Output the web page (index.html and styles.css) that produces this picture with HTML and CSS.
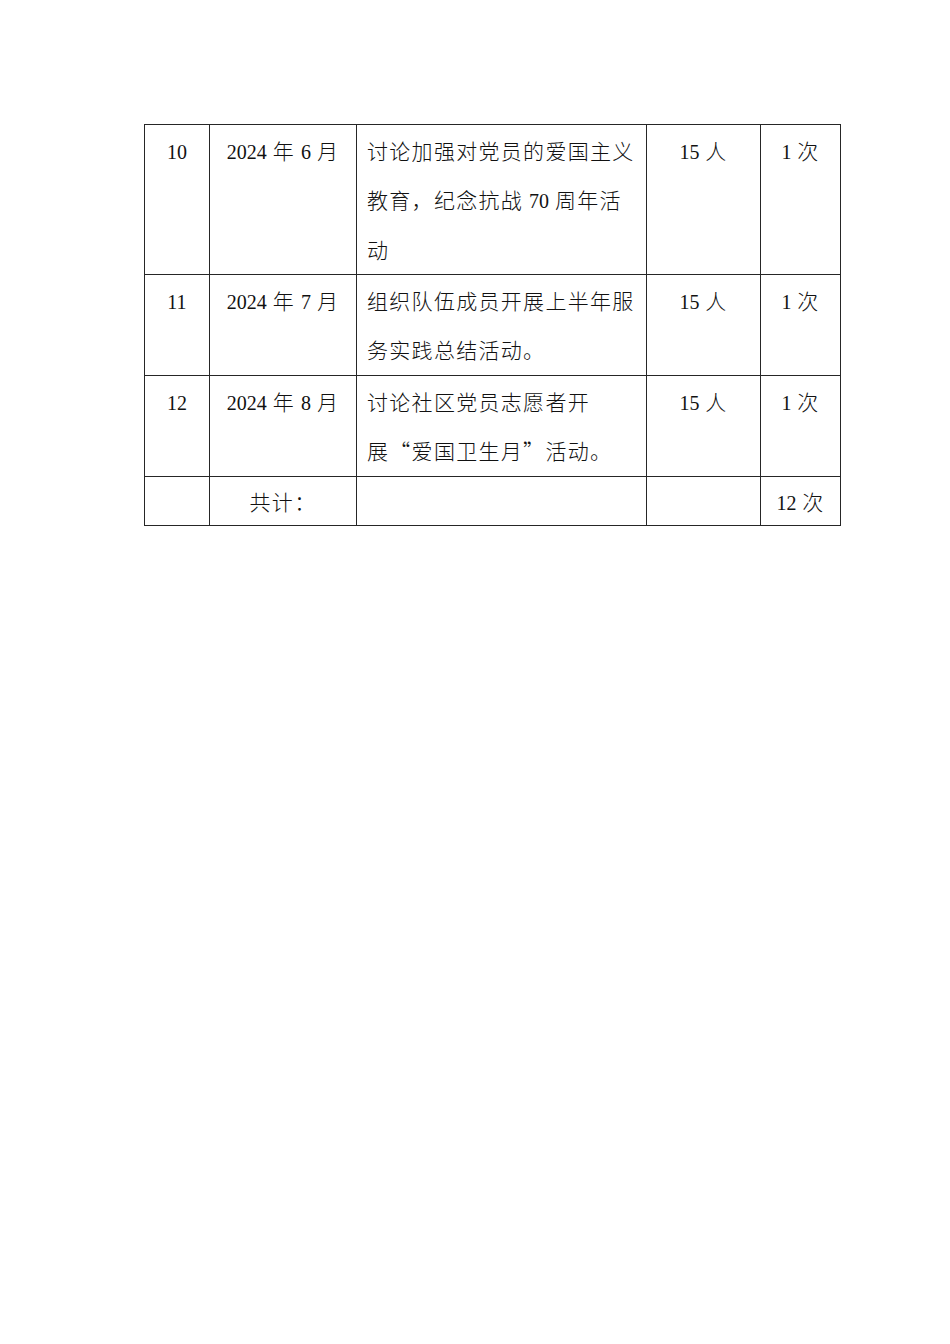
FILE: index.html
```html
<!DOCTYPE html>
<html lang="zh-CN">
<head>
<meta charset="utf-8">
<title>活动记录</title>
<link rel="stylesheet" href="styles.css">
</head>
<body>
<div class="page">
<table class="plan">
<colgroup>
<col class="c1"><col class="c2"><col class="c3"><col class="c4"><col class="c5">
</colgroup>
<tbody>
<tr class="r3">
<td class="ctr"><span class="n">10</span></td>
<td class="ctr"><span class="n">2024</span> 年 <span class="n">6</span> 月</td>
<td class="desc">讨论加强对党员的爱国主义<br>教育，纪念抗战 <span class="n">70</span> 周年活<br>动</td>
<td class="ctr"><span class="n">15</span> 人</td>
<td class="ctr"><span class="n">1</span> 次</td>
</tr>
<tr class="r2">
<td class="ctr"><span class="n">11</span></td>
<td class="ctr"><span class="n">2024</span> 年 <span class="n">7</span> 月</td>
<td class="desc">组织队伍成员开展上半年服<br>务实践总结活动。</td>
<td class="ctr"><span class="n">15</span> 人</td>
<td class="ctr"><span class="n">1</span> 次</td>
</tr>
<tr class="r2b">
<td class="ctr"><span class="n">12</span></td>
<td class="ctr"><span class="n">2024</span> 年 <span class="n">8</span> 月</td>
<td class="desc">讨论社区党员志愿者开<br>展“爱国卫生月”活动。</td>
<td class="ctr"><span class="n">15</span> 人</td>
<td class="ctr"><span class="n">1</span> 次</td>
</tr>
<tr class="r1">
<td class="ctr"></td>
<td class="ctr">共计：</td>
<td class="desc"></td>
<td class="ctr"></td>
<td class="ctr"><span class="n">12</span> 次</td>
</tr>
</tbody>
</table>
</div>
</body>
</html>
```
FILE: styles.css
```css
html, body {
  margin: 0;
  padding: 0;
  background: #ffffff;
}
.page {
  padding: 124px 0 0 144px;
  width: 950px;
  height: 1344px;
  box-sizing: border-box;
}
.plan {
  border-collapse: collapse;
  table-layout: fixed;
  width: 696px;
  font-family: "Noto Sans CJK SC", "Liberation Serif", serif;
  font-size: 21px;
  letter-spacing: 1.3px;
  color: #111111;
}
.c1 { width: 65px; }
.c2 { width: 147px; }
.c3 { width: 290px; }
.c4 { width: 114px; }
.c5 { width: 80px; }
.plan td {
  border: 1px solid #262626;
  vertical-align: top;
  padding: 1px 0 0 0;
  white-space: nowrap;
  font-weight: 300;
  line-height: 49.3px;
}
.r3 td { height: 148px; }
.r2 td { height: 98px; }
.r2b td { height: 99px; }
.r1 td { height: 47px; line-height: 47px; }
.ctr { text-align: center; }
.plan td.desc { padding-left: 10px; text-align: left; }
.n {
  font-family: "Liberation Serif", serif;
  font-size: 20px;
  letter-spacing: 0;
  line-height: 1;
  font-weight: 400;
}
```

→ What needs to be done
Reproduce the material above verbatim; omit every picture.

→ Problem solution
Output the web page (index.html and styles.css) that produces this picture with HTML and CSS.
FILE: index.html
```html
<!DOCTYPE html>
<html lang="zh-CN">
<head>
<meta charset="utf-8">
<title>活动记录</title>
<link rel="stylesheet" href="styles.css">
</head>
<body>
<div class="page">
<table class="plan">
<colgroup>
<col class="c1"><col class="c2"><col class="c3"><col class="c4"><col class="c5">
</colgroup>
<tbody>
<tr class="r3">
<td class="ctr"><span class="n">10</span></td>
<td class="ctr"><span class="n">2024</span> 年 <span class="n">6</span> 月</td>
<td class="desc">讨论加强对党员的爱国主义<br>教育，纪念抗战 <span class="n">70</span> 周年活<br>动</td>
<td class="ctr"><span class="n">15</span> 人</td>
<td class="ctr"><span class="n">1</span> 次</td>
</tr>
<tr class="r2">
<td class="ctr"><span class="n">11</span></td>
<td class="ctr"><span class="n">2024</span> 年 <span class="n">7</span> 月</td>
<td class="desc">组织队伍成员开展上半年服<br>务实践总结活动。</td>
<td class="ctr"><span class="n">15</span> 人</td>
<td class="ctr"><span class="n">1</span> 次</td>
</tr>
<tr class="r2b">
<td class="ctr"><span class="n">12</span></td>
<td class="ctr"><span class="n">2024</span> 年 <span class="n">8</span> 月</td>
<td class="desc">讨论社区党员志愿者开<br>展“爱国卫生月”活动。</td>
<td class="ctr"><span class="n">15</span> 人</td>
<td class="ctr"><span class="n">1</span> 次</td>
</tr>
<tr class="r1">
<td class="ctr"></td>
<td class="ctr">共计：</td>
<td class="desc"></td>
<td class="ctr"></td>
<td class="ctr"><span class="n">12</span> 次</td>
</tr>
</tbody>
</table>
</div>
</body>
</html>
```
FILE: styles.css
```css
html, body {
  margin: 0;
  padding: 0;
  background: #ffffff;
}
.page {
  padding: 124px 0 0 144px;
  width: 950px;
  height: 1344px;
  box-sizing: border-box;
}
.plan {
  border-collapse: collapse;
  table-layout: fixed;
  width: 696px;
  font-family: "Noto Sans CJK SC", "Liberation Serif", serif;
  font-size: 21px;
  letter-spacing: 1.3px;
  color: #111111;
}
.c1 { width: 65px; }
.c2 { width: 147px; }
.c3 { width: 290px; }
.c4 { width: 114px; }
.c5 { width: 80px; }
.plan td {
  border: 1px solid #262626;
  vertical-align: top;
  padding: 1px 0 0 0;
  white-space: nowrap;
  font-weight: 300;
  line-height: 49.3px;
}
.r3 td { height: 148px; }
.r2 td { height: 98px; }
.r2b td { height: 99px; }
.r1 td { height: 47px; line-height: 47px; }
.ctr { text-align: center; }
.plan td.desc { padding-left: 10px; text-align: left; }
.n {
  font-family: "Liberation Serif", serif;
  font-size: 20px;
  letter-spacing: 0;
  line-height: 1;
  font-weight: 400;
}
```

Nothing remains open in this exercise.